HOPE MONTH: DAY 5: “There is a saying in Tibetan, ‘Tragedy should be utilized as a source of strength.’
No matter what sort of difficulties, how painful experience is, if we lose our hope, that’s our real disaster.” ― Dalai Lama XIV
Many recovering people have seemingly tragic stories. Why “seemingly?” Because there is always a purpose for human suffering. It is to inform us somehow.
Every spiritual tradition recognizes this and downplays the martyrs, those who are filled with self-pity and “story” about their suffering.
They all recognize the purpose of the human condition to strengthen and vitalize those hurdles we all are here to withstand and overcome. I have always known this. I see the way we honor those who achieve great things, despite their hurdles. It is the story of all of us.
We want to be heroes, to come back and thrive, no matter what kind of things are thrown into the middle of our lives. We are all born with an incredible sense of hope and promise and inherently see this in each other and ourselves.
Just as we all have a sense of something greater than us that allows us to believe that we are not alone in this world, we all have an inherent sense of purpose higher than where we are today.

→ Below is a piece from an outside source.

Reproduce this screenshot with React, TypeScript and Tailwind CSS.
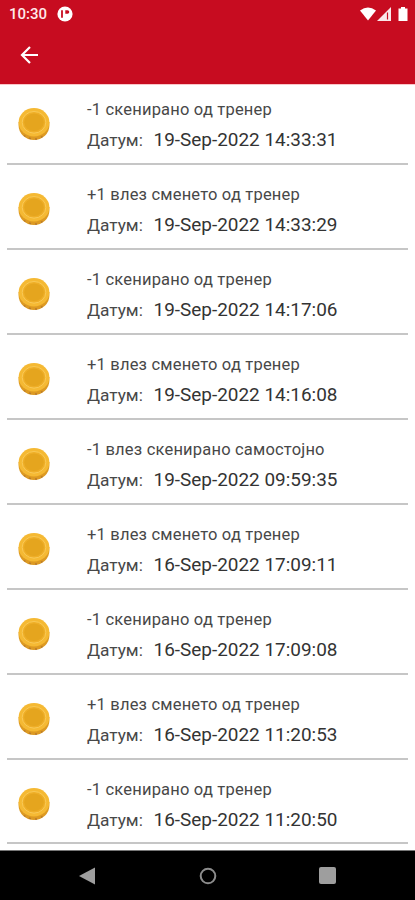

Some of these intrinsic human qualities have been either obliterated or seriously warped by the culture we live in and the egoic nature of the lives we live for so many of our years. However, being born into these conditions, I believe; is just the purpose we are here to show each other. That we can and do triumph over those stories of woe we have lived or may encounter along the way.
There are no “victims” in this thing. If we have had situations in our lives where we have become the victims of anything, it is most often our own beliefs in what it “should” be like that are to blame. We need to always look at our beliefs and ideas about life to see where the problem is. It is not in the life situations we are encountering, but our resistance to them that creates pain. My beliefs that it should have been different in my family, in my relationships, in anything have caused a lot of pain until I came to recognize that when I changed my perspective, my perception changed, and then my beliefs came into alignment with the statement made by Dr. Paul O. that “nothing, absolutely nothing, happens in God’s world by mistake.”
Like my little stories are of such huge impact in the world. It is only my entirely self-centered view of the world that must always be the problem. So far, this is always true. Always. I love that! There is so much hope in knowing that we are all on this path and can remind each other when we are full of self and suffering because of that.